## begin PROVIDED MATERIAL
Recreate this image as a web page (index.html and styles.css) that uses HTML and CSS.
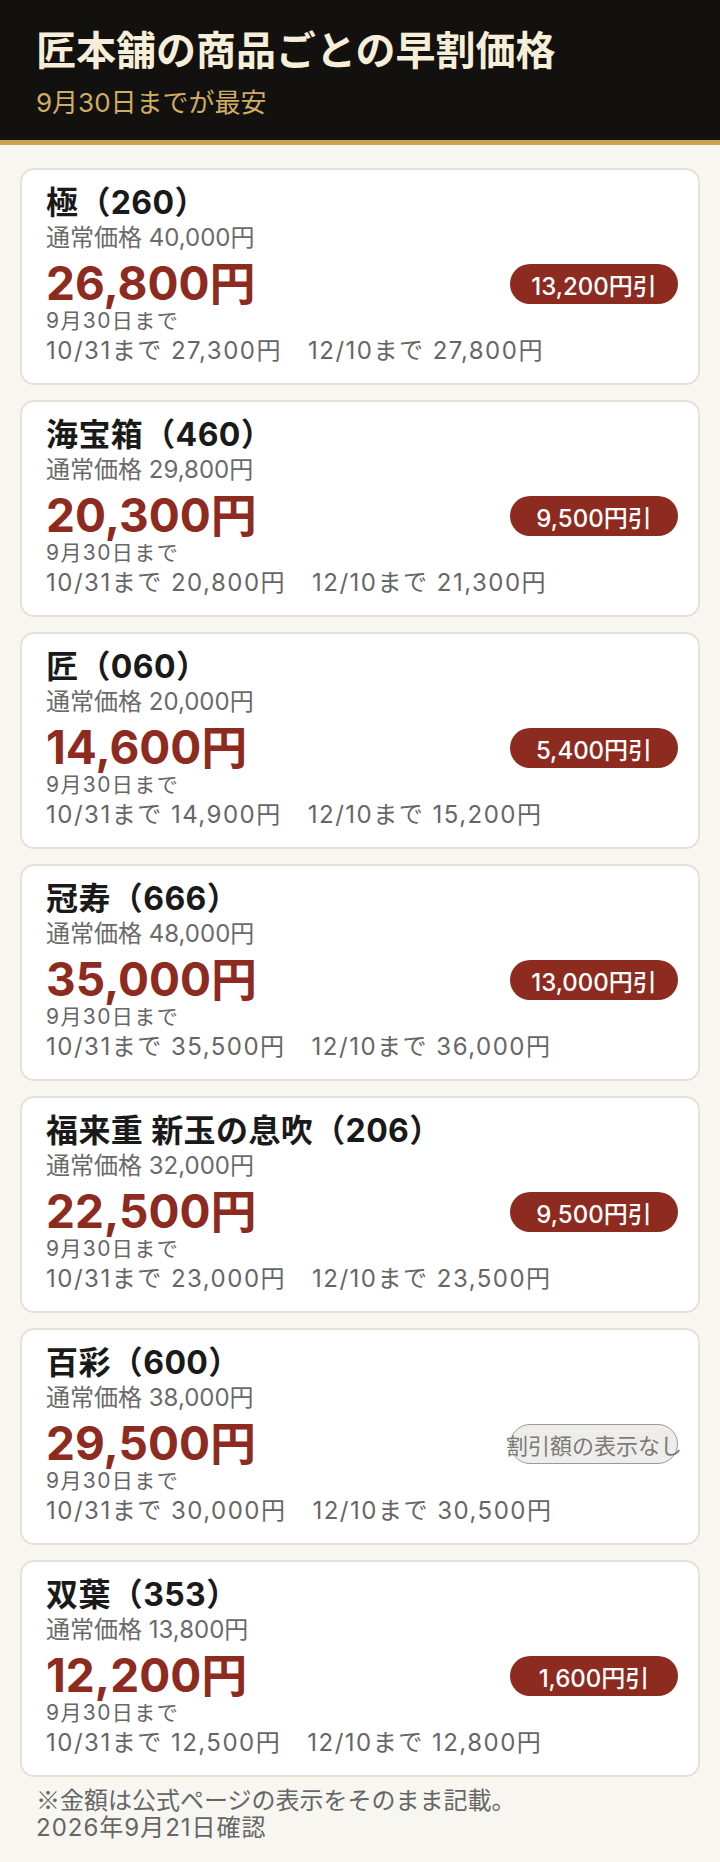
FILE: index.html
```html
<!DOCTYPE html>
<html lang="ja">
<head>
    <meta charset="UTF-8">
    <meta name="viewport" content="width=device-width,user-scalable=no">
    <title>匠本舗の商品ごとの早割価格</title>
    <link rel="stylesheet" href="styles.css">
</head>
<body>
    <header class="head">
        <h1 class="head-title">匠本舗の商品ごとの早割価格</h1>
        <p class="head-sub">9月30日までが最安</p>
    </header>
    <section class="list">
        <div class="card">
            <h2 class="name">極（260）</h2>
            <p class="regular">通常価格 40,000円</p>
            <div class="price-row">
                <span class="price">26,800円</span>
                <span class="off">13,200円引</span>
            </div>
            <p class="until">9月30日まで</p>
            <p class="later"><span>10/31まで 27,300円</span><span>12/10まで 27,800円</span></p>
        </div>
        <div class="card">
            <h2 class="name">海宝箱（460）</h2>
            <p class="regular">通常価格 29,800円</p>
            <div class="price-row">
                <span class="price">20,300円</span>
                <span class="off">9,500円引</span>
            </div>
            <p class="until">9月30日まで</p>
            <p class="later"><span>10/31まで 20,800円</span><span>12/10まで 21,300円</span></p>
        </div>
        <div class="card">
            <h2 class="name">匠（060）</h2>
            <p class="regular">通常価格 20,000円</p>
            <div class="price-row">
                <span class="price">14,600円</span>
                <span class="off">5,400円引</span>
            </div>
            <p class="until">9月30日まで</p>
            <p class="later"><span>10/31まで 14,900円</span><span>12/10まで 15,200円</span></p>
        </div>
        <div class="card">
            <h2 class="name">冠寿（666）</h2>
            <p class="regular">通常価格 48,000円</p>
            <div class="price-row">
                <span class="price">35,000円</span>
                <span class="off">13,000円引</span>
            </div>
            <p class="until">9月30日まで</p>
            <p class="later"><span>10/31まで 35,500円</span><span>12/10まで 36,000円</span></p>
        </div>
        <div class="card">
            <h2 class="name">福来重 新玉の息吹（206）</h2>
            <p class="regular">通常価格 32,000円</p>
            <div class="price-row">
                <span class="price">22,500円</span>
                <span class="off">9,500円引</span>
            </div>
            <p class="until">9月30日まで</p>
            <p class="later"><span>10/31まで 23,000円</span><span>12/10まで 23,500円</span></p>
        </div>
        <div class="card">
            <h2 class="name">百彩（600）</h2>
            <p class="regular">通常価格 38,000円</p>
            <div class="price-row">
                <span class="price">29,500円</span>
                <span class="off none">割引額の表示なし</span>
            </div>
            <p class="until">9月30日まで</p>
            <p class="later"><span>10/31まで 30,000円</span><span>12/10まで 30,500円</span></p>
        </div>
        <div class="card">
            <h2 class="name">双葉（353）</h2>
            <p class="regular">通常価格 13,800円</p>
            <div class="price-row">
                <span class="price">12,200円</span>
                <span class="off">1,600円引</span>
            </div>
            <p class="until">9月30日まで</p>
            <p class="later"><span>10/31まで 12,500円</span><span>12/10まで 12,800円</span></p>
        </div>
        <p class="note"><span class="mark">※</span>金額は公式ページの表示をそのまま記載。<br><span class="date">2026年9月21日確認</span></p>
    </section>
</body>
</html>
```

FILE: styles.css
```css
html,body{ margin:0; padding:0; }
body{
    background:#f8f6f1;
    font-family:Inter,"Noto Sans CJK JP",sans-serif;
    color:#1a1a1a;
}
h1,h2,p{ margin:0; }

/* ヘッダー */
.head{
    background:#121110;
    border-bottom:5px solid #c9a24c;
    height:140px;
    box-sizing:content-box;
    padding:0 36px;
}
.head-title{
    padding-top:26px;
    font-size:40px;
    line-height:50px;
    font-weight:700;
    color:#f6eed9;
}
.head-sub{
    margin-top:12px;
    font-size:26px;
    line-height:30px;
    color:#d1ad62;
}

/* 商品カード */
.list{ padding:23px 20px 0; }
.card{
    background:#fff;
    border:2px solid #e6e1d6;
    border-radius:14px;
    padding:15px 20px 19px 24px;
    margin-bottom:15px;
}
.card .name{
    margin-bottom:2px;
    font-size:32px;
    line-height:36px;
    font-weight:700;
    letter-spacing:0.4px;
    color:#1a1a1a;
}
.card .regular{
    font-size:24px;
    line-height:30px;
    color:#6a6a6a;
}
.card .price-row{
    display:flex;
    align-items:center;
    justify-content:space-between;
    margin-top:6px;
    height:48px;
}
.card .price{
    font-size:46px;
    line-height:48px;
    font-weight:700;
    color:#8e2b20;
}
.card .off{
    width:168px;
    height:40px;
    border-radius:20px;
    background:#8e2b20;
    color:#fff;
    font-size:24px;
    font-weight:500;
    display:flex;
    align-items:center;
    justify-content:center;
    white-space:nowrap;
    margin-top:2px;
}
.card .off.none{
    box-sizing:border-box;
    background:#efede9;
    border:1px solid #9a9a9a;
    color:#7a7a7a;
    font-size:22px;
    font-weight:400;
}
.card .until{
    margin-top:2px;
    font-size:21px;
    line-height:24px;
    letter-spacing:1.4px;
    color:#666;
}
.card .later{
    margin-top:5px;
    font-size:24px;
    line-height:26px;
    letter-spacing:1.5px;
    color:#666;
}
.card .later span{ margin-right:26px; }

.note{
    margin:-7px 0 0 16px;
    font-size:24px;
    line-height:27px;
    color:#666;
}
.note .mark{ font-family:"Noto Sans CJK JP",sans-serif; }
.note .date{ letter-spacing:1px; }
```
## end PROVIDED MATERIAL
*JOB:* Working from the material above, state how many lines contain "styles"; give only the number.

*SOLVED PROBLEM:* 3